With the San Francisco Symphony, I‘m very proud of the fact that, after almost 20 years of working with the orchestra, our relationship is the best it has been.

I’d say it’s unusual in the artistic world, in the performing arts world, that after such a long time, the people really have a greater affection and respect for one another than they did in the beginning. Part of what keeps it vibrant is our ability and desire to take risks.

From the very first concert I heard the [SFS] musicians play, I was aware of the daring spirit of the orchestra. That’s been at the center of our relationship. I continue to be excited and moved by the sheer brilliance, consistency, and elegance with which the orchestra is playing, week after week.
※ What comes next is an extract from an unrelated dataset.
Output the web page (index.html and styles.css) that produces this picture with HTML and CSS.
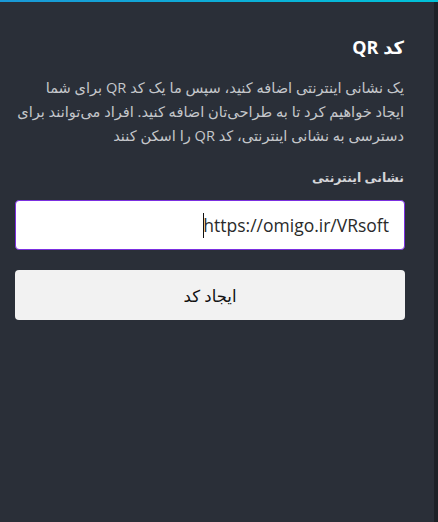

The San Francisco Symphony is a collection of musicians who reflect the city in which they reside. San Francisco is well known for its broad thinking and widely varied population. Our musicians’ sense of adventure in performance reflects that same expansive spirit.

Royal Festival Hall
Royal Festival Hall
Photo by Oliver Theil


The program: Ives/Brant, "The Alcotts," from A Concord Symphony; John Adams, Absolute Jest (with the St. Lawrence String Quartet); and Berlioz, Symphonie fantastique. A review in the Telegraph, by Ivan Hewett, says:

Some music and some performers seem made for each other. So it is with the San Francisco Symphony Orchestra, their Music Director Michael Tilson Thomas, and American music. Tilson Thomas has a taste for Americana at its boldest — he recently curated an entire John Cage Festival. But at this concert, the first of a three-date UK tour, he settled for that great radical Charles Ives at his most rural, and John Adams at his most European.

On Saturday, MTT/SFS performed the same program in London's Royal Festival Hall (and you can hear the whole concert for four more days on BBC-3). On Sunday, still in London, the program was Mahler's Third Symphony, with mezzo Sasha Cooke, the St. Paul Boys Choir, and the London Symphony Orchestra Chorus (on BBC-3, starting at 10:45).

 

Hopping over the Channel, the orchestra gave those two programs yesterday and today in Paris' Salle Pleye; if it's Thursday, it must be Geneva.